Installing Libraries
Before you start uploading a code, download and unzip the following libraries at /Program Files(x86)/Arduino/Libraries (default), in order to use the sensor with the Arduino board. Here is a simple step-by-step guide on “How to Add Libraries in Arduino IDE“.
Code
Now copy the following code and upload it to Arduino IDE Software.
#include <Adafruit_MPU6050.h>
#include <Adafruit_Sensor.h>
#include <Wire.h>
Adafruit_MPU6050 mpu;
void setup(void) {
Serial.begin(115200);
while (!Serial)
delay(10); // will pause Zero, Leonardo, etc until serial console opens
Serial.println("Adafruit MPU6050 test!");
// Try to initialize!
if (!mpu.begin()) {
Serial.println("Failed to find MPU6050 chip");
while (1) {
delay(10);
}
}
Serial.println("MPU6050 Found!");
mpu.setAccelerometerRange(MPU6050_RANGE_8_G);
Serial.print("Accelerometer range set to: ");
switch (mpu.getAccelerometerRange()) {
case MPU6050_RANGE_2_G:
Serial.println("+-2G");
break;
case MPU6050_RANGE_4_G:
Serial.println("+-4G");
break;
case MPU6050_RANGE_8_G:
Serial.println("+-8G");
break;
case MPU6050_RANGE_16_G:
Serial.println("+-16G");
break;
}
mpu.setGyroRange(MPU6050_RANGE_2000_DEG);
Serial.print("Gyro range set to: ");
switch (mpu.getGyroRange()) {
case MPU6050_RANGE_250_DEG:
Serial.println("+- 250 deg/s");
break;
case MPU6050_RANGE_500_DEG:
Serial.println("+- 500 deg/s");
break;
case MPU6050_RANGE_1000_DEG:
Serial.println("+- 1000 deg/s");
break;
case MPU6050_RANGE_2000_DEG:
Serial.println("+- 2000 deg/s");
break;
}
mpu.setFilterBandwidth(MPU6050_BAND_21_HZ);
Serial.print("Filter bandwidth set to: ");
switch (mpu.getFilterBandwidth()) {
case MPU6050_BAND_260_HZ:
Serial.println("260 Hz");
break;
case MPU6050_BAND_184_HZ:
Serial.println("184 Hz");
break;
case MPU6050_BAND_94_HZ:
Serial.println("94 Hz");
break;
case MPU6050_BAND_44_HZ:
Serial.println("44 Hz");
break;
case MPU6050_BAND_21_HZ:
Serial.println("21 Hz");
break;
case MPU6050_BAND_10_HZ:
Serial.println("10 Hz");
break;
case MPU6050_BAND_5_HZ:
Serial.println("5 Hz");
break;
}
Serial.println("");
delay(100);
}
void loop() {
/* Get new sensor events with the readings */
sensors_event_t a, g, temp;
mpu.getEvent(&a, &g, &temp);
/* Print out the values */
Serial.print("Acceleration X: ");
Serial.print(a.acceleration.x);
Serial.print(", Y: ");
Serial.print(a.acceleration.y);
Serial.print(", Z: ");
Serial.print(a.acceleration.z);
Serial.println(" m/s^2");
Serial.print("Rotation X: ");
Serial.print(g.gyro.x);
Serial.print(", Y: ");
Serial.print(g.gyro.y);
Serial.print(", Z: ");
Serial.print(g.gyro.z);
Serial.println(" rad/s");
Serial.print("Temperature: ");
Serial.print(temp.temperature);
Serial.println(" degC");
Serial.println("");
delay(500);
}
Code Explanation
This Arduino code uses the Adafruit_MPU6050 library to interface with the MPU6050 accelerometer and gyro sensor.

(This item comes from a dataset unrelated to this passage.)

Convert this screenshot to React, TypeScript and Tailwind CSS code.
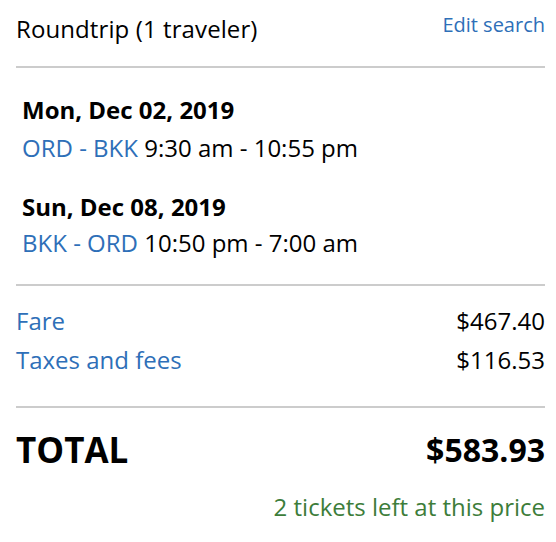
export default function App() {
  return (
    <div
      className="w-[556px] h-[542px] bg-white pl-[16px] pr-[11px] text-black"
      style={{ fontFamily: "'Open Sans', sans-serif" }}
    >
      {/* Header */}
      <div className="flex items-start justify-between pt-[10px] pb-[21px]">
        <div className="mt-[3px] text-[24px] leading-[32px] tracking-[0.1px]">Roundtrip (1 traveler)</div>
        <a className="mt-[1px] text-[20px] leading-[27px] text-[#2e6fb8]">Edit search</a>
      </div>
      <div className="h-[2px] bg-[#cccccc]" />

      {/* Flights */}
      <div className="pl-[6px] pt-[26px] pb-[25px] text-[24px] leading-[32px]">
        <div className="font-bold">Mon, Dec 02, 2019</div>
        <div className="mt-[6px]">
          <span className="text-[#2e6fb8]">ORD - BKK</span> 9:30 am - 10:55 pm
        </div>
        <div className="mt-[27px] font-bold">Sun, Dec 08, 2019</div>
        <div className="mt-[4px]">
          <span className="text-[#2e6fb8]">BKK - ORD</span> 10:50 pm - 7:00 am
        </div>
      </div>
      <div className="h-[2px] bg-[#cccccc]" />

      {/* Fare breakdown */}
      <div className="flex flex-col gap-[7px] pt-[19px] pb-[30px] text-[24px] leading-[32px]">
        <div className="flex justify-between">
          <span className="text-[#2e6fb8]">Fare</span>
          <span>$467.40</span>
        </div>
        <div className="flex justify-between">
          <span className="text-[#2e6fb8]">Taxes and fees</span>
          <span>$116.53</span>
        </div>
      </div>
      <div className="h-[2px] bg-[#cccccc]" />

      {/* Total */}
      <div className="flex items-center justify-between pt-[20px]">
        <span className="text-[35px] leading-[44px] font-bold">TOTAL</span>
        <span className="text-[32px] leading-[44px] font-bold">$583.93</span>
      </div>
      <div className="mt-[19px] text-right text-[24px] leading-[32px] text-[#3d7d3a]">
        2 tickets left at this price
      </div>
    </div>
  );
}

In the setup function, it initializes the sensor and sets its accelerometer range, gyro range, and filter bandwidth. In the loop function, it continuously reads data from the sensor, including the acceleration in the X, Y, and Z directions, the rotation in the X, Y, and Z directions, and the temperature. It then prints out these values to the serial monitor. The delay function is used to control the rate at which data is read from the sensor. This code allows the user to easily obtain real-time data about the orientation and movement of an object using the MPU6050 sensor and an Arduino board.
Applications
Here are some applications of the MPU6050 accelerometer and gyro sensor:
- Motion tracking in gaming and virtual reality systems
- Orientation estimation for drones, robots, and other autonomous vehicles
- Stabilization of camera gimbals and other photography equipment
- Vibration monitoring in industrial machinery
- Motion sensing for sports and fitness tracking devices
- Balance and posture Assessment in Healthcare and Rehabilitation
- Seismic monitoring for earthquake detection and analysis
- Impact detection and analysis in sports and automotive safety systems
- Navigation and attitude control in aerospace and satellite technology.
Conclusion
The MPU6050 accelerometer and gyroscope sensor with an Arduino board can be a valuable tool for robotics and automation projects. By following the steps outlined in this article, you can easily obtain real-time data about the orientation and movement of your object. The MPU6050 sensor is affordable, widely available, and easy to use, making it a great option for beginners and professionals alike.